A full day of painting two small portraits for the Bickerton exhibition. Both were poor quality source images; small, blurry, monochrome, as is usual for me. One reason my self portraits are always more detailed and accurate than my other portraits, is that all of my portraits are based on poor small, blurry images - apart from my self portraits which use super-high-res photographs. I think that only The Last Madonna featured actual photography of the subject (but that, ironically, excluded the face of the sitter).
I started with the flesh of one:
Then stopped so that I could use the same flesh colours on the second portrait, reasoning that I could paint the hair for both tomorrow:
In the end, the hair and background didn't take long. I painted the hair very roughly, impressionist-like. I generally dislike impressionism. Its main merit was its colour in a time when colour images were rare, but even then the colours were garish, childlike. That Victorian era favoured 'prettiness', nothing more, nothing difficult or deep or thoughtful or emotional; all reasons why impressionism is a poor art genre, as well as being trivial to paint. Painting roughly, though, is fun. I like to think of Rembrandt when painting in this way.
The resulting face looks rather tired and haggard, far older that she should, as my old Mary Brian portrait did.

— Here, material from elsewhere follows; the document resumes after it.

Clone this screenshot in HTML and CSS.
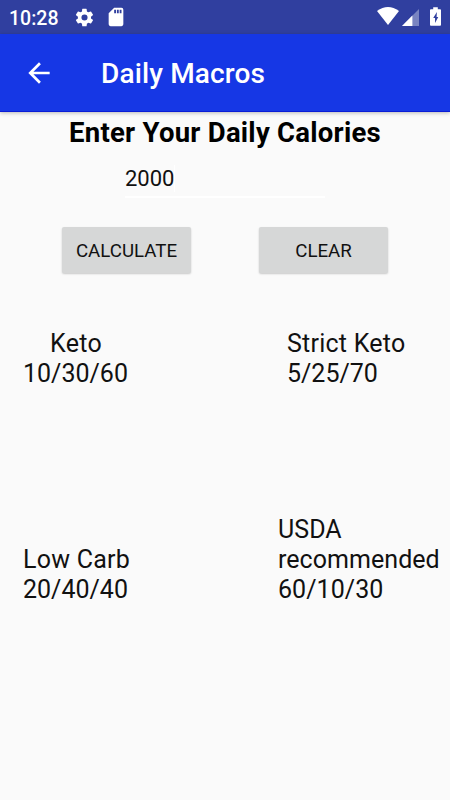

The heavy eye makeup is hard to discern in the small black and white image so I had a lot of inventing to do.
After that, back to the first painting. This is much more interesting in lighting, pose and variety. The other image is rather flat by comparison.
Hair to do tomorrow. Both were pleasant and satisfying to paint, and a certain step up from similar works of the relatively distant past; yet far from what I imagine as my best. The mars yellow-orange was a hero, proving to be a beloved stalwart of my palette.